Other countries, most notably America and France, may have embraced the graphic novel format and lauded several notable titles with praise, but as the New York Times’ Tara Mulholland reports, Britain was a little slower to catch on to the form. “On the Continent graphic novels have been as accepted as films or books for many years,” said the author Raymond Briggs in a 2005 interview with the newspaper The Observer, “but England has had a snobby attitude towards them. They’ve always been seen as something just for children.”

But the success of Briggs’ ETHEL & ERNEST, not to mention Chris Ware‘s surprise win of the Guardian First Book Award, has had publishers snapping up would-be graphic novel stars. Jonathan Cape, an imprint of Random House UK, has more than tripled its graphic novel output over the past year, publishing nine new titles since July 2006. Dan Franklin, Cape’s publishing director, said he hoped to increase this number. “When we started about nine years ago with ETHEL AND ERNEST I said that we wouldn’t do more than one a year,” he said. “And they’ve been so successful that I am now doing potentially up to 12 a year, if I can find them.”

Other publishers have hopped on the bandwagon and sales are on the rise. Michael Rowley, the graphic-novel buyer for Waterstone’s, Britain’s largest bookshop chain, said sales of the books had increased 41 percent in the last year alone. S what is behind this sudden wave of enthusiasm for a genre that has previously been sidelined in Britain, wonders Mulholland? For Paul Gravett, the author of GREAT BRITISH COMICS and one of the country’s foremost promoter of graphic novels, one of the primary reasons is simply the creation of the “graphic novel” category. “The word comics is laden with so many negative connotations, while the words ‘graphic novel’ give it a certain cachet,” he said.

Waterstone’s Offers Details on New Supply Plans

Publishing News reports that last week, Waterstone’s announced details of its much-discussed plans for a consolidation center and, with it, its supply chain partner.

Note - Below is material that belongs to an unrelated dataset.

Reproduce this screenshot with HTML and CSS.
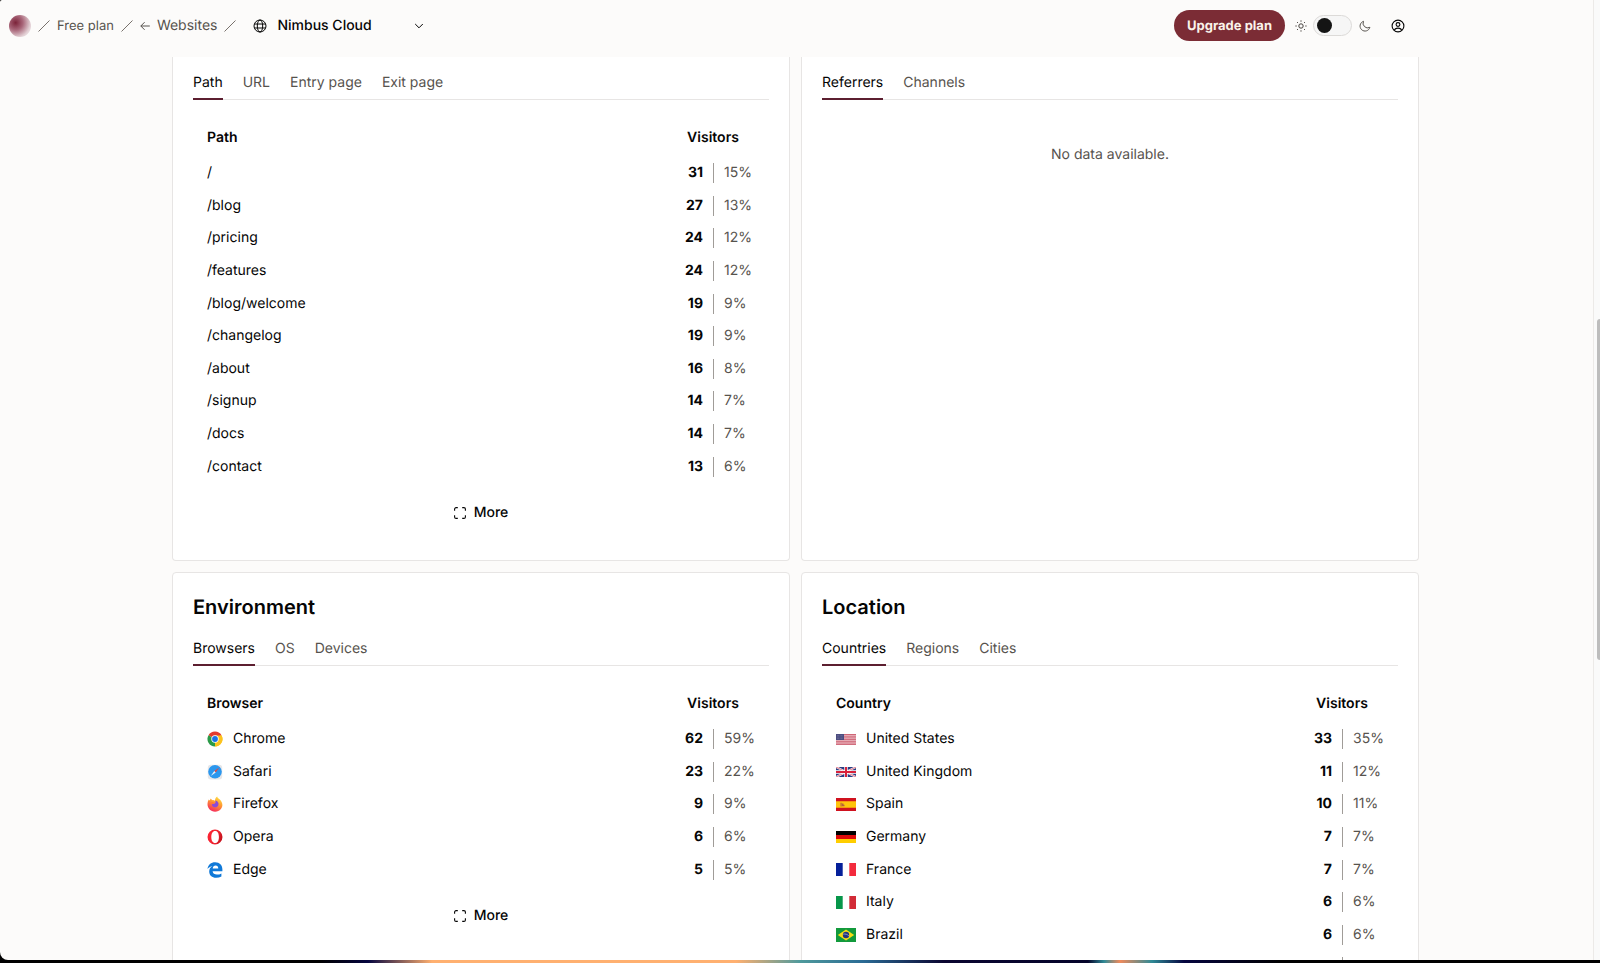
FILE: index.html
```html
<!DOCTYPE html>
<html lang="en">
<head>
    <meta charset="UTF-8">
    <meta name="viewport" content="width=device-width, initial-scale=1.0">
    <title>Nimbus Cloud</title>
    <link rel="stylesheet" href="styles.css">
</head>
<body>
    <!-- shared icons -->
    <svg class="sprite" aria-hidden="true">
        <symbol id="slash" viewBox="0 0 12 12"><path d="M.5 11.500 11.500.5" fill="none" stroke="currentColor"/></symbol>
        <symbol id="maximize" viewBox="0 0 12 12"><path d="M.6 3.800V2.100A1.500 1.500 0 0 1 2.100.6h1.700M8.200.6h1.700a1.500 1.500 0 0 1 1.500 1.500v1.700M11.400 8.200v1.700a1.500 1.500 0 0 1-1.500 1.500H8.200M3.800 11.400H2.100A1.500 1.500 0 0 1 .6 9.900V8.200" fill="none" stroke="currentColor" stroke-width="1.100"/></symbol>
    </svg>

    <div class="window">
        <header class="topbar">
            <nav class="crumbs">
                <a class="logo" href="#" aria-label="Home"></a>
                <svg class="slash"><use href="#slash"/></svg>
                <a class="plan" href="#">Free plan</a>
                <svg class="slash"><use href="#slash"/></svg>
                <a class="back" href="#">
                    <svg width="10" height="10" viewBox="0 0 10 10"><path d="M9.800 5H.8M4.600 1.200.8 5l3.800 3.800" fill="none" stroke="currentColor"/></svg>
                    Websites
                </a>
                <svg class="slash"><use href="#slash"/></svg>
            </nav>
            <div class="site-picker">
                <svg width="14" height="14" viewBox="0 0 14 14" fill="none" stroke="currentColor"><circle cx="7" cy="7" r="6"/><ellipse cx="7" cy="7" rx="2.700" ry="6"/><path d="M1.300 5h11.400M1.300 9h11.400"/></svg>
                <select class="site-select" aria-label="Website">
                    <option>Nimbus Cloud</option>
                </select>
                <svg class="chevron" width="10" height="6" viewBox="0 0 10 6"><path d="M1.200 1 5 4.800 8.800 1" fill="none" stroke="currentColor"/></svg>
            </div>
            <div class="actions">
                <button class="upgrade">Upgrade plan</button>
                <svg class="sun" width="12" height="12" viewBox="0 0 12 12" fill="none" stroke="currentColor"><circle cx="6" cy="6" r="2.200"/><path d="M6 .4v1.300M6 10.300v1.300M.4 6h1.300M10.300 6h1.300M2 2l.9.9M9.100 9.100l.9.9M2 10l.9-.9M9.100 2.900 10 2"/></svg>
                <input class="theme-switch" type="checkbox" role="switch" aria-label="Dark theme">
                <svg class="moon" width="12" height="12" viewBox="0 0 12 12"><path d="M4.500 1.300A5 5 0 1 0 10.900 7.300 4.600 4.600 0 0 1 4.500 1.300z" fill="none" stroke="currentColor"/></svg>
                <button class="account" aria-label="Account">
                    <svg width="14" height="14" viewBox="0 0 14 14" fill="none" stroke="currentColor" stroke-width="1.100"><circle cx="7" cy="7" r="5.900"/><circle cx="7" cy="5.500" r="1.900"/><path d="M3.500 11.200C3.800 9.400 5.200 9.100 7 9.100s3.200.3 3.500 2.100"/></svg>
                </button>
            </div>
        </header>

        <main class="content">
            <div class="cards">
                <section class="card card-scrolled">
                    <div class="tabs">
                        <button class="tab active">Path</button>
                        <button class="tab">URL</button>
                        <button class="tab">Entry page</button>
                        <button class="tab">Exit page</button>
                    </div>
                    <table class="metrics ten-rows">
                        <colgroup><col><col class="col-num"><col class="col-num"></colgroup>
                        <thead><tr><th>Path</th><th class="visitors" colspan="2">Visitors</th></tr></thead>
                        <tbody>
                            <tr><td>/</td><td class="num">31</td><td><span class="pct">15%</span></td></tr>
                            <tr><td>/blog</td><td class="num">27</td><td><span class="pct">13%</span></td></tr>
                            <tr><td>/pricing</td><td class="num">24</td><td><span class="pct">12%</span></td></tr>
                            <tr><td>/features</td><td class="num">24</td><td><span class="pct">12%</span></td></tr>
                            <tr><td>/blog/welcome</td><td class="num">19</td><td><span class="pct">9%</span></td></tr>
                            <tr><td>/changelog</td><td class="num">19</td><td><span class="pct">9%</span></td></tr>
                            <tr><td>/about</td><td class="num">16</td><td><span class="pct">8%</span></td></tr>
                            <tr><td>/signup</td><td class="num">14</td><td><span class="pct">7%</span></td></tr>
                            <tr><td>/docs</td><td class="num">14</td><td><span class="pct">7%</span></td></tr>
                            <tr><td>/contact</td><td class="num">13</td><td><span class="pct">6%</span></td></tr>
                        </tbody>
                    </table>
                    <button class="more"><svg width="12" height="12"><use href="#maximize"/></svg>More</button>
                </section>

                <section class="card card-scrolled">
                    <div class="tabs">
                        <button class="tab active">Referrers</button>
                        <button class="tab">Channels</button>
                    </div>
                    <p class="empty">No data available.</p>
                </section>

                <section class="card">
                    <h2>Environment</h2>
                    <div class="tabs">
                        <button class="tab active">Browsers</button>
                        <button class="tab">OS</button>
                        <button class="tab">Devices</button>
                    </div>
                    <table class="metrics five-rows">
                        <colgroup><col><col class="col-num"><col class="col-num"></colgroup>
                        <thead><tr><th>Browser</th><th class="visitors" colspan="2">Visitors</th></tr></thead>
                        <tbody>
                            <tr>
                                <td><span class="name">
                                    <svg width="16" height="16" viewBox="0 0 16 16"><path d="M8 8 1.500 4.250A7.500 7.500 0 0 1 14.500 4.250z" fill="#e33b2e"/><path d="M8 8l6.500-3.750A7.500 7.500 0 0 1 8 15.500z" fill="#fcc31e"/><path d="M8 8v7.500A7.500 7.500 0 0 1 1.500 4.250z" fill="#2a9a48"/><path d="M8 4.500h6.600a7.500 7.500 0 0 1-6.600 11l3-5.700z" fill="#fcc31e"/><circle cx="8" cy="8" r="3.700" fill="#fff"/><circle cx="8" cy="8" r="2.900" fill="#1a73e8"/></svg>
                                    Chrome
                                </span></td><td class="num">62</td><td><span class="pct">59%</span></td>
                            </tr>
                            <tr>
                                <td><span class="name">
                                    <svg width="16" height="16" viewBox="0 0 16 16"><rect x=".8" y=".8" width="14.400" height="14.800" rx="3" fill="#e6e6e8"/><circle cx="8" cy="7.800" r="6.800" fill="#2b97ee"/><path d="M12.300 3.500 7.300 7.100l1.400 1.400z" fill="#e8453c"/><path d="M3.700 12.100 7.300 7.100l1.400 1.400z" fill="#e9f1f8"/></svg>
                                    Safari
                                </span></td><td class="num">23</td><td><span class="pct">22%</span></td>
                            </tr>
                            <tr>
                                <td><span class="name">
                                    <svg width="16" height="16" viewBox="0 0 16 16"><defs><linearGradient id="fox" x1=".8" y1="0" x2=".3" y2="1"><stop offset="0" stop-color="#ffe845"/><stop offset=".45" stop-color="#ff9832"/><stop offset="1" stop-color="#f5245f"/></linearGradient></defs><path d="M10.200.4c.2 1.300 1.500 2 2.600 3.100 3 2.900 3.400 6.700 1.100 9.500-2.900 3.500-8.500 3.500-11.500.2C.1 10.600-.1 6.600 1.700 3.400l.9 1.200 1.200-2 1.400 1.600c1.100-.3 2 .1 2.800.6C8 2.900 8.700 1.400 10.200.4z" fill="url(#fox)"/><path d="M8.600 4.400c2.400.6 3.500 2.800 2.700 4.900-.7 2-3.400 2.700-5.200 1.400-1.200-.9-1.500-2.300-1-3.500 1 .9 1.800.7 2.700.2.900-.6.600-1.800.8-3z" fill="#8a4ad8"/><path d="M4.200 6.200c1.200-.4 2.500 0 3.500.6-.6 1-1.800 1.200-2.500 1.500z" fill="#ff7b35"/></svg>
                                    Firefox
                                </span></td><td class="num">9</td><td><span class="pct">9%</span></td>
                            </tr>
                            <tr>
                                <td><span class="name">
                                    <svg width="16" height="16" viewBox="0 0 16 16"><defs><linearGradient id="opera" x1="0" y1="0" x2="1" y2=".3"><stop offset="0" stop-color="#ff2434"/><stop offset=".7" stop-color="#ee2430"/><stop offset="1" stop-color="#c9141f"/></linearGradient></defs><path d="M8 .5a7.500 7.500 0 1 1 0 15 7.500 7.500 0 0 1 0-15zM8.200 2C5.600 2 4.300 4.600 4.300 8s1.300 6 3.900 6 3.700-2.600 3.700-6-1.100-6-3.700-6z" fill="url(#opera)" fill-rule="evenodd"/></svg>
                                    Opera
                                </span></td><td class="num">6</td><td><span class="pct">6%</span></td>
                            </tr>
                            <tr>
                                <td><span class="name">
                                    <svg width="16" height="16" viewBox="0 0 16 16"><path d="M.5 7C1 2.900 4 .2 8.200.2c4.400 0 7.200 3 7.200 7.300v1.800H5.600c.2 2.300 2 3.300 4.300 3.300 1.700 0 3.100-.4 4.500-1.200v3.200c-1.600.8-3.300 1.200-5.200 1.200-4.300 0-7-2.500-7-6.300 0-2.500 1.200-4.500 3.300-5.600C3.300 4.500 1.500 5.400.5 7zM5.700 6.400h5.600c0-1.900-1-2.900-2.700-2.900-1.600 0-2.700 1.200-2.900 2.900z" fill="#1079d8" fill-rule="evenodd"/></svg>
                                    Edge
                                </span></td><td class="num">5</td><td><span class="pct">5%</span></td>
                            </tr>
                        </tbody>
                    </table>
                    <button class="more"><svg width="12" height="12"><use href="#maximize"/></svg>More</button>
                </section>

                <section class="card">
                    <h2>Location</h2>
                    <div class="tabs">
                        <button class="tab active">Countries</button>
                        <button class="tab">Regions</button>
                        <button class="tab">Cities</button>
                    </div>
                    <table class="metrics ten-rows">
                        <colgroup><col><col class="col-num"><col class="col-num"></colgroup>
                        <thead><tr><th>Country</th><th class="visitors" colspan="2">Visitors</th></tr></thead>
                        <tbody>
                            <tr>
                                <td><span class="name">
                                    <svg width="20" height="11" viewBox="0 0 20 11"><path fill="#f0c8cf" d="M0 0h20v11H0z"/><path d="M0 .5h20M0 2.200h20M0 3.900h20M0 5.600h20M0 7.300h20M0 9h20M0 10.600h20" stroke="#c9596b" stroke-width=".9"/><path fill="#4c4d80" d="M0 0h8v6H0z"/><path d="M1 1.500h6M1 3h6M1 4.500h6" stroke="#8f90b3" stroke-width=".5" stroke-dasharray=".6 .8"/></svg>
                                    United States
                                </span></td><td class="num">33</td><td><span class="pct">35%</span></td>
                            </tr>
                            <tr>
                                <td><span class="name">
                                    <svg width="20" height="10" viewBox="0 0 20 10"><path fill="#2b3c82" d="M0 0h20v10H0z"/><path d="M0 0l20 10M20 0 0 10" stroke="#fff" stroke-width="2"/><path d="M0 0l20 10M20 0 0 10" stroke="#d8344a" stroke-width=".7"/><path d="M10 0v10M0 5h20" stroke="#fff" stroke-width="3.400"/><path d="M10 0v10M0 5h20" stroke="#d8213b" stroke-width="2"/></svg>
                                    United Kingdom
                                </span></td><td class="num">11</td><td><span class="pct">12%</span></td>
                            </tr>
                            <tr>
                                <td><span class="name">
                                    <svg width="20" height="13" viewBox="0 0 20 13"><path fill="#d0121f" d="M0 0h20v13H0z"/><path fill="#ffc40c" d="M0 3.250h20v6.500H0z"/><path fill="#b5603a" d="M4.500 4.800h1.200v3.600H4.500zM6 5.600h1.500v1.200h1v1.400H6z"/></svg>
                                    Spain
                                </span></td><td class="num">10</td><td><span class="pct">11%</span></td>
                            </tr>
                            <tr>
                                <td><span class="name">
                                    <svg width="20" height="12" viewBox="0 0 20 12"><path d="M0 0h20v4H0z"/><path fill="#dd0a0a" d="M0 4h20v4H0z"/><path fill="#ffce00" d="M0 8h20v4H0z"/></svg>
                                    Germany
                                </span></td><td class="num">7</td><td><span class="pct">7%</span></td>
                            </tr>
                            <tr>
                                <td><span class="name">
                                    <svg width="20" height="13" viewBox="0 0 20 13"><path fill="#fff" d="M0 0h20v13H0z"/><path fill="#05209a" d="M0 0h6.700v13H0z"/><path fill="#f32b3d" d="M13.300 0H20v13h-6.700z"/></svg>
                                    France
                                </span></td><td class="num">7</td><td><span class="pct">7%</span></td>
                            </tr>
                            <tr>
                                <td><span class="name">
                                    <svg width="20" height="13" viewBox="0 0 20 13"><path fill="#fff" d="M0 0h20v13H0z"/><path fill="#07964a" d="M0 0h6.700v13H0z"/><path fill="#d22b37" d="M13.300 0H20v13h-6.700z"/></svg>
                                    Italy
                                </span></td><td class="num">6</td><td><span class="pct">6%</span></td>
                            </tr>
                            <tr>
                                <td><span class="name">
                                    <svg width="20" height="14" viewBox="0 0 20 14"><path fill="#129a3c" d="M0 0h20v14H0z"/><path fill="#f7dc14" d="M10 1.600 18.200 7 10 12.400 1.800 7z"/><circle cx="10" cy="7" r="3.200" fill="#24377c"/><path d="M7.200 6.200c2-.5 4.200.1 5.700 1.700" fill="none" stroke="#cfd8e6" stroke-width=".6"/></svg>
                                    Brazil
                                </span></td><td class="num">6</td><td><span class="pct">6%</span></td>
                            </tr>
                            <tr><td></td><td></td><td><span class="pct"></span></td></tr>
                            <tr><td></td><td></td><td><span class="pct"></span></td></tr>
                            <tr><td></td><td></td><td><span class="pct"></span></td></tr>
                        </tbody>
                    </table>
                </section>
            </div>
        </main>
        <div class="scrollbar"><div class="thumb"></div></div>
    </div>
</body>
</html>
```
FILE: styles.css
```css
* { box-sizing: border-box; }
body {
    margin: 0;
    height: 100vh;
    overflow: hidden;
    font-family: Inter, "Liberation Sans", sans-serif;
    font-size: 14px;
    line-height: 20px;
    text-rendering: geometricPrecision;
    color: #050505;
    /* desktop showing under the window */
    background: linear-gradient(to right, #000 0, #000 20%, #05053f 23%, #ffb070 27%, #ffb070 46%, #4f9a9c 50%, #2a6a94 54%, #0a0530 59%, #04042a 68%, #2f8a96 69%, #f08a5c 70%, #2f8a96 72%, #05053f 74%, #000 80%);
}
button, select, input { font: inherit; color: inherit; margin: 0; text-rendering: inherit; }
button { border: none; background: none; padding: 0; cursor: pointer; }
a { color: inherit; text-decoration: none; }
svg { display: block; flex: none; }
.sprite { position: absolute; width: 0; height: 0; }

.window {
    position: relative;
    display: flex;
    flex-direction: column;
    height: calc(100vh - 3px);
    padding-right: 9px;
    background: #fcfbfa;
    border-radius: 2px 0 0 8px;
    overflow: hidden;
}

.topbar { display: flex; flex: none; align-items: center; height: 57px; padding: 0 186px 6px 9px; }
.crumbs { display: flex; align-items: center; gap: 7px; color: #57534e; }
.logo { width: 22px; height: 22px; border-radius: 50%; background: radial-gradient(circle at 30% 35%, #7b2339 0, #a9677a 35%, #e2cfd4 70%, #fcfbfa 100%); }
.slash { width: 12px; height: 12px; color: #78716c; }
.plan { font-size: 13px; }
.back { display: flex; align-items: center; gap: 7px; }
.site-picker { position: relative; display: flex; align-items: center; gap: 10px; margin-left: 17px; }
.site-select { appearance: none; width: 154px; padding: 0; border: none; background: none; font-weight: 500; }
.chevron { position: absolute; right: 7px; pointer-events: none; }
.actions { display: flex; align-items: center; margin-left: auto; }
.upgrade { height: 31px; padding: 0 13px; border-radius: 16px; background: #7b2c35; color: #faf3ea; font-size: 13px; font-weight: 700; }
.sun { margin: 0 6px 0 10px; color: #44403c; }
.moon { margin: 0 20px 0 7px; color: #57534e; }
.theme-switch { appearance: none; width: 39px; height: 21px; padding: 2px 3px; border: 1px solid #dcdad8; border-radius: 11px; background: #f6f6f6; cursor: pointer; }
.theme-switch::before { content: ""; display: block; width: 15px; height: 15px; border-radius: 50%; background: #141414; }
.theme-switch:checked::before { margin-left: auto; }

.content { flex: 1; overflow: hidden; }
.cards { display: grid; grid-template-columns: 1fr 1fr; gap: 11px; max-width: 1247px; margin: 0 auto; }
.card { display: flex; flex-direction: column; padding: 20px 20px 37px; border: 1px solid #e7e5e4; border-radius: 4px; background: #fff; }
.card-scrolled { padding-top: 9px; border-top: none; border-radius: 0 0 4px 4px; }
.card h2 { margin: 0 0 11px; font-size: 20px; line-height: 28px; font-weight: 600; }

.tabs { display: flex; gap: 20px; height: 34px; border-bottom: 1px solid #e7e5e4; }
.tab { height: 34px; padding-top: 1px; border-bottom: 2px solid transparent; color: #57534e; }
.tab.active { color: #050505; border-bottom-color: #5c1f30; }

.metrics { width: auto; margin: 19px 14px 0; table-layout: fixed; border-collapse: collapse; }
.ten-rows { height: 364px; }
.five-rows { height: 201px; }
.col-num { width: 42px; }
.metrics th { height: 38px; padding: 0; text-align: left; font-weight: 600; }
.metrics td { padding: 0; }
.metrics .visitors { text-align: center; }
.metrics .num { padding-right: 10px; text-align: right; font-weight: 700; }
.pct { display: block; height: 20px; padding-left: 10px; border-left: 1px solid #a09c98; color: #57534e; }
.name { display: flex; align-items: center; gap: 10px; }

.more { display: flex; align-items: center; align-self: center; gap: 8px; margin-top: 20px; font-weight: 500; }
.empty { margin: 45px 0 0; text-align: center; color: #57534e; }

.scrollbar { position: absolute; top: 0; right: 0; bottom: 0; width: 7px; border-left: 1px solid #eceae8; background: #fafafa; }
.thumb { width: 3px; height: 341px; margin: 319px 0 0 auto; border-radius: 3px 0 0 3px; background: #bdbdbd; }
```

Unipart Logistics has won a 10- year contract with the retailer covering warehousing and distribution for all Waterstone’s stores and fulfillment for Unipart was also responsible for presenting the bookseller with a range of options from which it has chosen a 150,000 sq ft warehouse space in Burton upon Trent, Staffordshire, which will be fully operational from May 1, 2008. Rob Entwistle, previously General Manager of Central Distribution for the Dixons Store Group, has been appointed to manage the contract with Unipart.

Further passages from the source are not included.